Multiplication by juxtaposition in yacc

Question

I'm trying to implement a grammar that allows multiplication by juxtaposition. This is for parsing polynomial inputs for a CAS.

It works quite well, except few edge cases, as far as I'm aware of. There are two problems I have identified:

Conflict with other rules, e.g., a^2 b is (erroneously) parsed as (^ a (* 2 b)), not as (* (^ a 2) b).
yacc(bison) reports 28 shift/reduce conflicts and 8 reduce/reduce conflicts.

I'm pretty sure properly resolving the first issue will resolve the second as well, but so far I haven't been successful.

The following is the gist of the grammar that I'm working with:

%start  prgm
%union {
    double  num;
    char    *var;
    ASTNode *node;
}
%token  <num>   NUM
%token  <var>   VAR
%type   <node>  expr

%left   '+' '-'
%left   '*' '/'
%right  '^'
%%
prgm:     // nothing
    | prgm '\n'
    | prgm expr '\n'
    ;
expr:     NUM
    | VAR
    | expr '+' expr
    | expr '-' expr
    | expr '*' expr
    | expr '/' expr
    | expr '^' expr
    | expr expr %prec '*'
    | '-' expr
    | '(' expr ')'
    ;
%%

Removing the rule for juxtaposition (expr expr %prec '*') resolves the shift/reduce & reduce/reduce warnings.

Note that ab in my grammar should mean (* a b).

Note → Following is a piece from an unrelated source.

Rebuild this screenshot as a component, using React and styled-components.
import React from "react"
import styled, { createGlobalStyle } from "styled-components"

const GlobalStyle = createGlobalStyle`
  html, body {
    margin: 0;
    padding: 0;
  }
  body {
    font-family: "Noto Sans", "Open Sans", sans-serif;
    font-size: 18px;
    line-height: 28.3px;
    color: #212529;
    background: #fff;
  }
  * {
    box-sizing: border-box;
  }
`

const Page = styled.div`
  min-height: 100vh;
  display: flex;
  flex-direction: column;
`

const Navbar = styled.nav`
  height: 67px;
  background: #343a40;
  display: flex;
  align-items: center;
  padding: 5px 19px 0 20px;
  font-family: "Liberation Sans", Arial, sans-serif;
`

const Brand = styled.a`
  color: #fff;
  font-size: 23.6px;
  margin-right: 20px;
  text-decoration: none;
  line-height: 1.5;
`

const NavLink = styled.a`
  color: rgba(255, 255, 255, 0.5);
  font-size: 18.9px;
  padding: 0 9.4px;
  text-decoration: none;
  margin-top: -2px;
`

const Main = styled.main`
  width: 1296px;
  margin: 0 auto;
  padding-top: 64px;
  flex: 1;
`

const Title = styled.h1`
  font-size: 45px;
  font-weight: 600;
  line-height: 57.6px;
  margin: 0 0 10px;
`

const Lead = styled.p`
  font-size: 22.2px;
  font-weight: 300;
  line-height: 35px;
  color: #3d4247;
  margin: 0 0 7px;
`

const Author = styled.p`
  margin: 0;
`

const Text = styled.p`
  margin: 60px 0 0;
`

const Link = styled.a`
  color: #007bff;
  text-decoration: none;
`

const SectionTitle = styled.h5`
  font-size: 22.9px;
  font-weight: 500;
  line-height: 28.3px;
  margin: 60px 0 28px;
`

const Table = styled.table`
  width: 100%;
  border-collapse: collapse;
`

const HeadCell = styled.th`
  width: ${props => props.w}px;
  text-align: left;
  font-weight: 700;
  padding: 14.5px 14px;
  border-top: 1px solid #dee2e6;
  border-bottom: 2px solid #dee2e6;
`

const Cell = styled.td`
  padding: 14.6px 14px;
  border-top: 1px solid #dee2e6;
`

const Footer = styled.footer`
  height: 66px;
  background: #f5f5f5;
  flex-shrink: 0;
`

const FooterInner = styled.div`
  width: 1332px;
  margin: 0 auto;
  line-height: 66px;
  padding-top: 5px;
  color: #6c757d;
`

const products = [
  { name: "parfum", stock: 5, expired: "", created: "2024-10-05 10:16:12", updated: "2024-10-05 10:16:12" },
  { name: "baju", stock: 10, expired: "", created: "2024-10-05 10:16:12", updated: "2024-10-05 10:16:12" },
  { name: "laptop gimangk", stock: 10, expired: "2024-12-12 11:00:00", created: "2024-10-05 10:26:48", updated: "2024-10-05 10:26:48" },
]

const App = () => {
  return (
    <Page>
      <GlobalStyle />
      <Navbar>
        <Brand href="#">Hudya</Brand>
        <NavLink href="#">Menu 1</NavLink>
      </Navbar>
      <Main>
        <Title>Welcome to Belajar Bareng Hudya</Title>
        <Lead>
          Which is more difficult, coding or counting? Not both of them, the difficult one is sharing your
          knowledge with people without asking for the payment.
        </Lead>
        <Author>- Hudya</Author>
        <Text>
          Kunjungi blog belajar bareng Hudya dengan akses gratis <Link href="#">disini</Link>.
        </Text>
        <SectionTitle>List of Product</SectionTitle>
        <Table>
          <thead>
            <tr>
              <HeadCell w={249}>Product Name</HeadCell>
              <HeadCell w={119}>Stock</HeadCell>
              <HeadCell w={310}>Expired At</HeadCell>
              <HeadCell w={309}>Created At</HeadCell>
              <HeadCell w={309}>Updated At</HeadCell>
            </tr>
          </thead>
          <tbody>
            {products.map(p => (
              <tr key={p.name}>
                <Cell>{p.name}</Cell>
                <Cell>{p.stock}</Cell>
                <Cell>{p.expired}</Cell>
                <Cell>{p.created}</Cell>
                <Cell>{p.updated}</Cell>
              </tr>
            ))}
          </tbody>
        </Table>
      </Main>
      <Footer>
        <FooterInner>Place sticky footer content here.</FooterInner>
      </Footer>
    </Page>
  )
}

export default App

Multi-character variables should be preceded by a quote('); this is already handled fine in the lex file. The lexer ignores spaces( ) and tabs(\t) entirely.

I'm aware of this question, but the use of juxtaposition here does not seem to indicate multiplication.

Any comments or help would be greatly appreciated!

P.S. If it helps, this is the link to the entire project.

The semantics of the juxtaposed operator have absolutely nothing to do with the syntax. The semantics don't even form part of the grammar. So the linked question is an exact duplicate, as far as I can see. (Anyway, afaics the semantics are multiplication there, too.) — rici, Mar 27 '21 at 14:48
@rici Thank you for the comment. I tried to apply the solution given in the linked question by replacing all of my `expr` to `expr_sequence` and added a new non-terminal `expr_sequence: expr | expr_sequence expr` yet to fail. Can you please elaborate more on where to replace my `expr`s with `expr_sequence`? — Jay Lee, Mar 27 '21 at 14:59

rici · Accepted Answer · 2021-03-28T02:45:56.867

As indicated in the answer to the question you linked, it is hard to specify the operator precedence of juxtaposition because there is no operator to shift. (As in your code, you can specify the precedence of the production expr: expr expr. But what lookahead token will this reduction be compared with? Adding every token in FIRST(expr) to your precedence declarations is not very scalable, and might lead to unwanted precedence resolutions.

An additional problem with the precedence solution is the behaviour of the unary minus operator (an issue not addressed in the linked question), because as written your grammar allows a - b to be parsed either as a subtraction or as the juxtaposed multiplication of a and -b. (And note that - is in FIRST(expr), leading to one of the possibly unwanted resolutions I referred to above.)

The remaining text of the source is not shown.